This patch already using 'rte_eth_dev_get_reg_info()', but issue is how
it is used, it gets filename from telemetry and dumps registers to that
file.

>> And in second stage add telemetry support around it.
>> (Name being optional lets us wrap exiting 'get_reg' dev_ops with new one)
> 
> I am against overloading telemetry for debug purpose.
> 

Reading some registers can be debugging or monitoring, I believe it is
in the gray area.

>> When adding dev_ops, it may get an additional 'filter' parameter, to get
>> only subset of regs, like "mac*" to get regs name staring with "mac",
>> this may help for the cases there are too many registers you mentioned.
>>
>> Anyway, we can discuss more about its design, but what do you think
>> about first having a dev_ops for this?
> 
> 
>
  
fengchengwen Jan. 11, 2024, 1:55 a.m. UTC | #9
Hi Ferruh,

On 2024/1/10 20:15, Ferruh Yigit wrote:
> On 1/10/2024 1:38 AM, fengchengwen wrote:
>> Hi Ferruh,
>>
>> On 2024/1/10 2:06, Ferruh Yigit wrote:
>>> On 1/9/2024 2:19 AM, Jie Hai wrote:
>>>> On 2023/12/14 20:49, Ferruh Yigit wrote:
>>>>> On 12/14/2023 1:56 AM, Jie Hai wrote:
>>>>>> The ethdev library now registers a telemetry command for
>>>>>> dump regs.
>>>>>>
>>>>>> An example usage is shown below:
>>>>>> --> /ethdev/regs,test
>>>>>> {
>>>>>>    "/ethdev/regs": {
>>>>>>      "regs_offset": 0,
>>>>>>      "regs_length": 3192,
>>>>>>      "regs_width": 4,
>>>>>>      "device_version": "0x1080f00",
>>>>>>      "regs_file": "port_0_regs_test"
>>>>>>    }
>>>>>> }
>>>>
>>>>>
>>>>> Above code writes register data to a file.
>>>>>
>>>>> I am not sure about this kind of usage of telemetry command, that it
>>>>> cause data to be written to a file.
>>>>>
>>>>> My understanding is, telemetry usage is based on what telemetry client
>>>>> receives.
>>>>> What do you think just keep the 'reg_info' fields excluding data to the
>>>>> file?
>>>>>
>>>>> .Hi, Ferruh
>>>>
>>>> I tried to write all register information to telemetry data,
>>>> but gave up because some drivers had too many registers (eg.ixgbe)
>>>> to carry. Therefore, the writing data to file approach is selected.
>>>>
>>>> When we query a register, the register content is the key.
>>>> The information such as the width and length is only auxiliary
>>>> information. If the register data cannot be obtained, the auxiliary
>>>> information is optional.
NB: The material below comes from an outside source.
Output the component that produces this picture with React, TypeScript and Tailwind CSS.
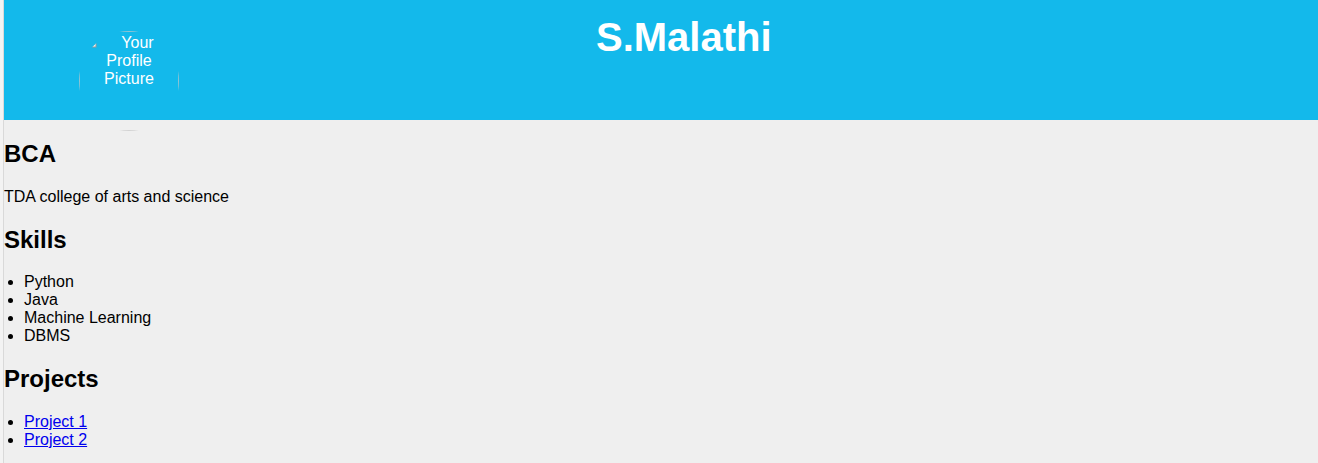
import React from 'react'

const skills = ['Python', 'Java', 'Machine Learning', 'DBMS']
const projects = ['Project 1', 'Project 2']

const App = () => {
  return (
    <div className="min-h-screen w-full bg-[#f3f3f3] pl-[3px] font-['Liberation_Sans',Arial,sans-serif] text-black">
      <div className="min-h-screen border-l border-[#d9d9d9] bg-[#efefef]">
        {/* header */}
        <header className="flex h-[120px] items-start bg-[#13b9eb]">
          {/* broken profile image look */}
          <div className="ml-[75px] mt-[31px] h-[100px] w-[100px] shrink-0 overflow-hidden rounded-full">
            <div className="h-full w-full border border-[#c8c8c8]/70 text-center text-[16px] leading-[18px] text-white">
              <svg className="float-left mt-[1px] ml-[1px] h-[16px] w-[16px]" viewBox="0 0 16 16">
                <rect x="1" y="2" width="14" height="12" fill="#f4f4f4" stroke="#9a9a9a" />
                <path d="M3 12 L7 7 L10 10 L12 8 L14 12 Z" fill="#5aa05a" />
              </svg>
              <span className="block pt-[2px]">Your Profile Picture</span>
            </div>
          </div>
          <h1 className="ml-[417px] mt-[14px] text-[40px] font-bold leading-[46px] text-white">S.Malathi</h1>
        </header>

        {/* content */}
        <section>
          <h2 className="my-[20px] text-[24px] font-bold leading-[27.6px]">BCA</h2>
          <p className="my-[16px] text-[16px] leading-[18px]">TDA college of arts and science</p>

          <h2 className="my-[20px] text-[24px] font-bold leading-[27.6px]">Skills</h2>
          <ul className="my-[16px] list-disc pl-[20px] text-[16px] leading-[18px]">
            {skills.map((s) => (
              <li key={s}>{s}</li>
            ))}
          </ul>

          <h2 className="my-[20px] text-[24px] font-bold leading-[27.6px]">Projects</h2>
          <ul className="mt-[16px] list-disc pl-[20px] pb-[12px] text-[16px] leading-[18px]">
            {projects.map((p) => (
              <li key={p}>
                <a href="#" className="text-[#0000ee] underline">{p}</a>
              </li>
            ))}
          </ul>
        </section>
      </div>
    </div>
  )
}

export default App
So I don't think register data should be removed.
>>>>
>>>> In my opinion, writing a file is a more appropriate way to do it.
>>>> I wonder if there's a better way.
>>>>
>>>>
>>>
>>> Is there a usecase to get register information from telemetry interface?
>>
>> Among the available tools:
>> 1, ethtool/proc-info: should use multi-process mechanism to connect to the main process
>> 2, telemetry: easier, lighter load, and it don't need re-probe the ethdev in the secondary process,
>>               and also cost more resource, like hugepage, cores.
>>
>> From our users, they prefer use the second 'telemetry', so I think we should move
>> more status-query-points to telemetry.
>>
>> As for this question, I think it's okay to get register info from telemetry.
>>
>>
>>
>> Another question, we have some internal registers, which:
>> 1. Is not suitable expose by xstats, because they may includes configuration
>> 2. Is not suitable expose by dumps, because this dumps is hard to understand (because it only has value).
>>
>> So we plan to add some telemetry points in the driver itself, so we could display them like xstats:
>> "xxxx" : 0x1234
>> "yyyy" : 0x100
>>
>> Will the community accept this kind of telemetry points which limit one driver ?
>>
> 
> Hi Chengwen,
> 
> I see there is a usecase/requirement.
> 
> With this patch, even using file, only register values are dumped and
> isn't it hard to find value of specific register?
> 
> ("xxxx" : 0x1234) approach looks better, but instead of making this
> telemetry support for specific driver, what about making it in two steps.
> 
> First add new dev_ops, (or update existing one), to get registers with
> "name: value" format, (in a way to allow empty name), or even perhaps
> "name: offset, value" format.
> And in second stage add telemetry support around it.
> (Name being optional lets us wrap exiting 'get_reg' dev_ops with new one)
> 
> When adding dev_ops, it may get an additional 'filter' parameter, to get
> only subset of regs, like "mac*" to get regs name staring with "mac",
> this may help for the cases there are too many registers you mentioned.
> 
> Anyway, we can discuss more about its design, but what do you think
> about first having a dev_ops for this?

I prefer extend struct rte_dev_reg_info, like this:

struct rte_eth_reg_name {
	char name[RTE_ETH_REG_NAME_SIZE];
};

struct rte_dev_reg_info {
	void *data; /**< Buffer for return registers */
	uint32_t offset; /**< Start register table location for access */
	uint32_t length; /**< Number of registers to fetch */
	uint32_t width; /**< Size of device register */
	uint32_t version; /**< Device version */
/* Note: below two fields are new added. */
	char *filter; /**< Filter for target subset of registers. This field could affects register selection for data/length/name.  */
	struct rte_eth_reg_name *names; /**< Registers name saver. */
};

For driver which don't identify the new filter and names fields:
  1. .get_reg return the all registers value.
  2. and driver will not touch the name fields.
  3. rte_eth_dev_get_reg_info() could detect name fileds not filled, and then it fill with default names, e.g. offset-1/offset-2/...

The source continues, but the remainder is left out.